AIM OF THE EXERCISE => Please print exactly the lines below, from the start of the material up to and including the line with "LitElement, svg, TemplateResult", but none of the pictures.

DATA SHOWN =>

================================

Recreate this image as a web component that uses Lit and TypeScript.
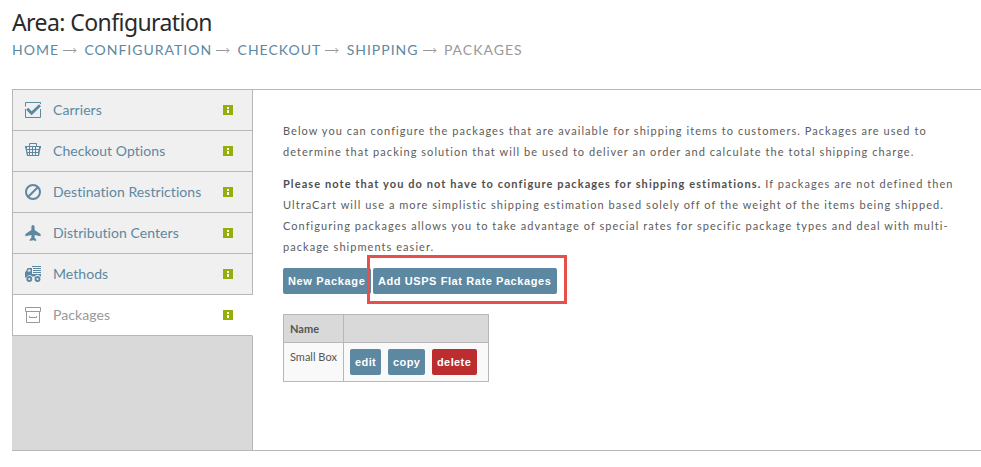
import { customElement, property } from 'lit/decorators.js';
import { classMap } from 'lit/directives/class-map.js';
import { css, html, LitElement, svg, TemplateResult } from 'lit';

const icons: Record<string, TemplateResult> = {
  check: svg`
    <path d="M0.5 4.5V0.5H15.5V2M15.5 7V15.5H0.5V7" fill="none" stroke="currentColor" />
    <path d="M2.2 6.8L6.6 11.2L15 3.2" fill="none" stroke="currentColor" stroke-width="2.8" />
  `,
  basket: svg`
    <path d="M4.5 3V0.5H11.5V3" fill="none" stroke="currentColor" />
    <path
      fill-rule="evenodd"
      fill="currentColor"
      d="M0 3H16V5H15.6L14 13H2L0.4 5H0ZM2 4V6H4V4ZM5 4V6H7V4ZM8 4V6H10V4ZM11 4V6H14V4ZM2 7L2.4 9H4V7ZM5 7V9H7V7ZM8 7V9H10V7ZM11 7V9H13L13.6 7ZM3 10V12H4V10ZM5 10V12H7V10ZM8 10V12H10V10ZM11 10V12H13V10Z"
    />
  `,
  ban: svg`
    <circle cx="8" cy="8" r="7" fill="none" stroke="currentColor" stroke-width="2" />
    <path d="M3.2 12.8L12.8 3.2" stroke="currentColor" stroke-width="2" />
  `,
  plane: svg`
    <path
      fill="currentColor"
      d="M8 0C9 0 9.6 1 9.6 2V5L15.6 9V11.2L9.6 10V12.8L11.2 14.4V16L8 15.2L4.8 16V14.4L6.4 12.8V10L0.4 11.2V9L6.4 5V2C6.4 1 7 0 8 0Z"
    />
  `,
  truck: svg`
    <path
      fill="currentColor"
      fill-rule="evenodd"
      d="M7 0H16V1H7ZM8 2H16V3H8ZM8 4H16V5H8ZM8 6H16V7H8ZM2.6 2H7V8H16V10.5H15.4A3.4 3.4 0 0 0 9.6 10.5H7.2A3.4 3.4 0 0 0 1.4 11.5H0V6L0.8 5.4ZM3.4 3.4L2.4 5.4H5.4V3.4Z"
    />
    <circle cx="4.3" cy="13" r="2" fill="none" stroke="currentColor" stroke-width="1.9" />
    <circle cx="12.5" cy="13" r="2" fill="none" stroke="currentColor" stroke-width="1.9" />
  `,
  box: svg`
    <path
      d="M0.5 0.5H15.5V4.5H0.5ZM1.5 4.5V15.5H14.5V4.5M4.5 9V10.5H11.5V9"
      fill="none"
      stroke="currentColor"
    />
  `,
};

@customElement('menu-item')
export class MenuItem extends LitElement {
  static override styles = css`
    :host {
      display: block;
    }

    .item {
      display: flex;
      align-items: center;
      box-sizing: border-box;
      height: 41px;
      padding: 0 19px 0 12px;
      border: 1px solid #b7b7b7;
      border-top: none;
      background: #f0f0f0;
      color: #5d88a1;
      font-size: 14px;
      letter-spacing: 0.06px;
    }

    .item.active {
      border-right-color: #fff;
      background: #fff;
      color: #999;
    }

    .icon {
      width: 16px;
      height: 16px;
      margin-right: 12px;
    }

    .label {
      flex: 1;
      padding-bottom: 2px;
      white-space: nowrap;
    }

    .info {
      width: 10px;
      height: 10px;
    }
  `;

  @property()
  label: string = '';

  @property()
  icon: string = '';

  @property({ type: Boolean })
  active: boolean = false;

  override render() {
    return html`
      <div class=${classMap({ item: true, active: this.active })}>
        <svg class="icon" viewBox="0 0 16 16">${icons[this.icon]}</svg>
        <span class="label">${this.label}</span>
        <svg class="info" viewBox="0 0 10 10">
          <rect width="10" height="10" fill="#94ae0a" />
          <path d="M4 2H6V4H4ZM4 5H6V8H4Z" fill="#fff" />
        </svg>
      </div>
    `;
  }
}

@customElement('app-root')
export class AppRoot extends LitElement {
  static override styles = css`
    :host {
      display: block;
      height: 467px;
      overflow: hidden;
      background: #fff;
      color: #555;
      font-family: Lato, sans-serif;
    }

    .header {
      height: 89px;
      box-sizing: border-box;
      padding: 7px 0 0 12px;
    }

    .title {
      margin: 0;
      color: #2a2a2a;
      font: 400 23px/30px 'Noto Sans', sans-serif;
      letter-spacing: -0.58px;
    }

    .crumbs {
      display: flex;
      margin-top: 4px;
      font-size: 14px;
      line-height: 18px;
      letter-spacing: 1px;
      color: #999;
    }

    .crumb {
      color: #5d88a1;
    }

    .arrow {
      width: 14px;
      height: 18px;
      margin: 0 7.4px 0 4px;
    }

    .layout {
      display: flex;
      box-sizing: border-box;
      height: 362px;
      margin-left: 12px;
      border-top: 1px solid #b7b7b7;
      border-bottom: 1px solid #b7b7b7;
    }

    .sidebar {
      display: flex;
      flex-direction: column;
      width: 241px;
      flex: none;
    }

    .filler {
      flex: 1;
      border-right: 1px solid #b7b7b7;
      background: #d9d9d9;
    }

    .content {
      padding: 30px 0 0 30px;
      font-size: 11px;
      line-height: 21px;
      letter-spacing: 1.05px;
      white-space: nowrap;
    }

    .text {
      margin: 0 0 11px;
      color: #5c5c5c;
    }

    .text b {
      color: #505050;
      letter-spacing: 1.08px;
    }

    .actions {
      position: relative;
      display: flex;
      gap: 2px;
      margin-bottom: 20px;
    }

    .button {
      height: 26px;
      padding: 0 5px;
      border: none;
      border-radius: 2px;
      background: #5d88a1;
      color: #fff;
      font: bold 11px/26px 'Liberation Sans', sans-serif;
      letter-spacing: 0.65px;
      text-align: left;
      white-space: nowrap;
    }

    .button.danger {
      background: #bb2d2f;
    }

    .new {
      width: 88px;
    }

    .usps {
      width: 184px;
      letter-spacing: 0.58px;
    }

    .edit {
      width: 31px;
    }

    .copy {
      width: 37px;
    }

    .delete {
      width: 45px;
    }

    .row-actions .button {
      letter-spacing: 0.4px;
    }

    .highlight {
      position: absolute;
      left: 84px;
      top: -13px;
      box-sizing: border-box;
      width: 200px;
      height: 49px;
      border: 3px solid #e94f4a;
    }

    .grid {
      border-collapse: collapse;
      letter-spacing: 0;
      line-height: 15px;
      text-align: left;
    }

    .grid th,
    .grid td {
      box-sizing: border-box;
      border: 1px solid #b7b7b7;
      padding: 6px;
      vertical-align: top;
    }

    .grid th {
      height: 28px;
      background: #d9d9d9;
    }

    .grid td {
      height: 39px;
      background: #f9f9f9;
    }

    .name {
      width: 60px;
    }

    .tools {
      width: 145px;
    }

    .row-actions {
      display: flex;
      gap: 7px;
    }
  `;

  private renderArrow() {
    return html`
      <svg class="arrow" viewBox="0 0 14 18">
        <path d="M0 9.5H13M10.5 7L13 9.5L10.5 12" fill="none" stroke="#999" />
      </svg>
    `;
  }

  override render() {
    const crumbs = ['HOME', 'CONFIGURATION', 'CHECKOUT', 'SHIPPING'];
    const items = [
      { label: 'Carriers', icon: 'check' },
      { label: 'Checkout Options', icon: 'basket' },
      { label: 'Destination Restrictions', icon: 'ban' },
      { label: 'Distribution Centers', icon: 'plane' },
      { label: 'Methods', icon: 'truck' },
      { label: 'Packages', icon: 'box' },
    ];

    return html`
      <header class="header">
        <h1 class="title">Area: Configuration</h1>
        <nav class="crumbs">
          ${crumbs.map((crumb) => html`<span class="crumb">${crumb}</span>${this.renderArrow()}`)}
          <span>PACKAGES</span>
        </nav>
      </header>
      <div class="layout">
        <aside class="sidebar">
          ${items.map(
            (item) => html`
              <menu-item
                label=${item.label}
                icon=${item.icon}
                ?active=${item.label === 'Packages'}
              ></menu-item>
            `
          )}
          <div class="filler"></div>
        </aside>
        <main class="content">
          <p class="text">
            Below you can configure the packages that are available for shipping items to customers. Packages are used to<br />
            determine that packing solution that will be used to deliver an order and calculate the total shipping charge.
          </p>
          <p class="text">
            <b>Please note that you do not have to configure packages for shipping estimations.</b> If packages are not defined then<br />
            UltraCart will use a more simplistic shipping estimation based solely off of the weight of the items being shipped.<br />
            Configuring packages allows you to take advantage of special rates for specific package types and deal with multi-<br />
            package shipments easier.
          </p>
          <div class="actions">
            <button class="button new">New Package</button>
            <button class="button usps">Add USPS Flat Rate Packages</button>
            <div class="highlight"></div>
          </div>
          <table class="grid">
            <tr>
              <th class="name">Name</th>
              <th class="tools"></th>
            </tr>
            <tr>
              <td>Small Box</td>
              <td>
                <div class="row-actions">
                  <button class="button edit">edit</button>
                  <button class="button copy">copy</button>
                  <button class="button danger delete">delete</button>
                </div>
              </td>
            </tr>
          </table>
        </main>
      </div>
    `;
  }
}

================================

OUTPUT =>
Recreate this image as a web component that uses Lit and TypeScript.
import { customElement, property } from 'lit/decorators.js';
import { classMap } from 'lit/directives/class-map.js';
import { css, html, LitElement, svg, TemplateResult } from 'lit';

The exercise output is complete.